Soprattutto perché il gusto che rimane in bocca è amaro, ed è quello di una reale sottostima degli effetti che un’apertura così “idealistica” al mondo delle corporation può portare. Altro che gusto di caffè. L’alternativa? La nicchia? Inverosimile, anche se non è altrettanto realistico credere che il futuro dell’equo e solidale si debba giocare su due campi contrapposti, come in una partita di tennis: da una parte il velleitarismo no global e dall’altra il matrimonio con il mercato.
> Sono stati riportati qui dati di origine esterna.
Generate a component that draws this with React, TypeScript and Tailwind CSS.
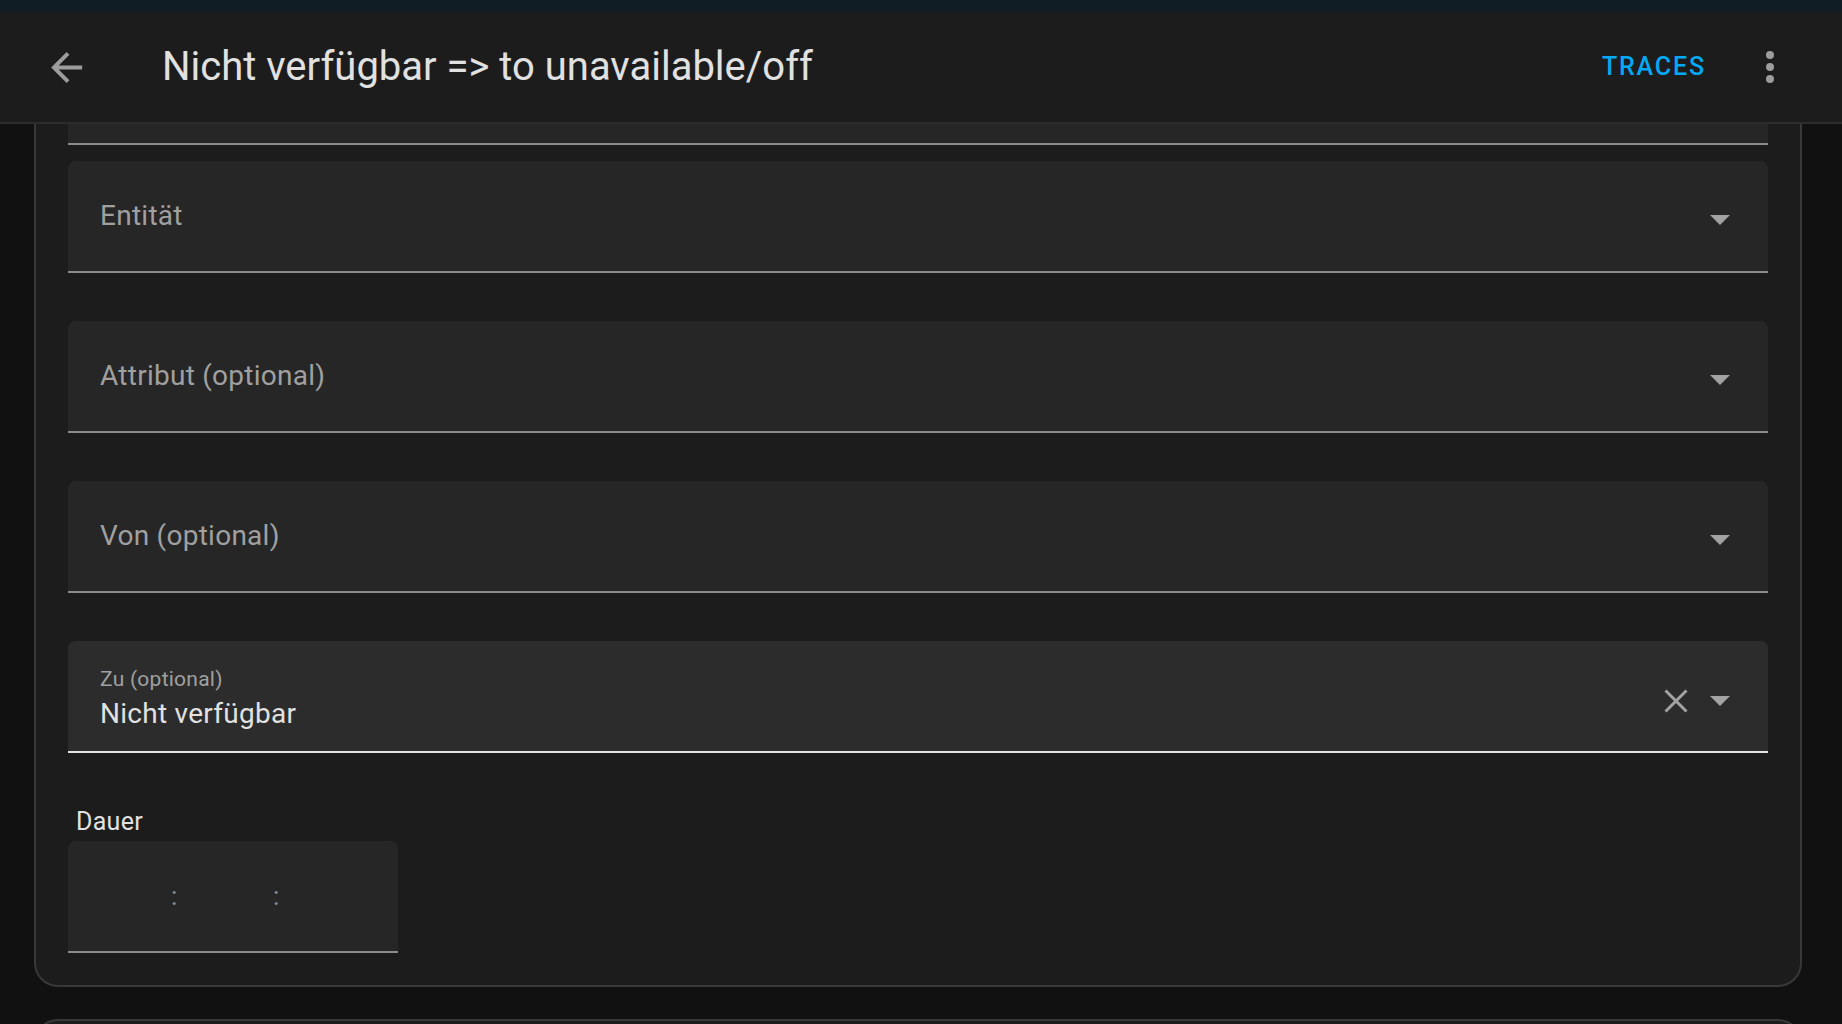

Il Commercio equo è stato capace di sperimentazione, e diverse esperienze di sviluppo di mercati locali e di diversificazione ne sono un esempio. Basterebbe vederli e considerarli, senza paraocchi. Esistono ricerche universitarie, diverse delle quali italiane, che affrontano l’impatto positivo della commercializzazione equosolidale, soprattutto quando le risorse vengono utilizzate dalle comunità per l’auto-consolidamento e per rafforzare i mercati locali in cui operano.

Ma il Commercio equo, quello delle organizzazioni, delle esperienze concrete, delle pratiche positive, troppe volte non è stato in grado di comunicarsi e di presentarsi in modo pienamente convincente. Si è preferito comunicare il sogno, un commercio equo immune da limiti e da contraddizioni, che basta a se stesso. Forse è venuto il momento di mettere da parte le titubanze ed i sogni e di scendere nell’arena. Con la propria carica di sperimentazione e l’esperienza accumulata, senza perdere di vista gli obiettivi originari, raccontiamo cos’è stato capace di costruire negli ultimi venti anni il movimento.

Raccontiamoci. Per evitare che altri lo facciano per noi.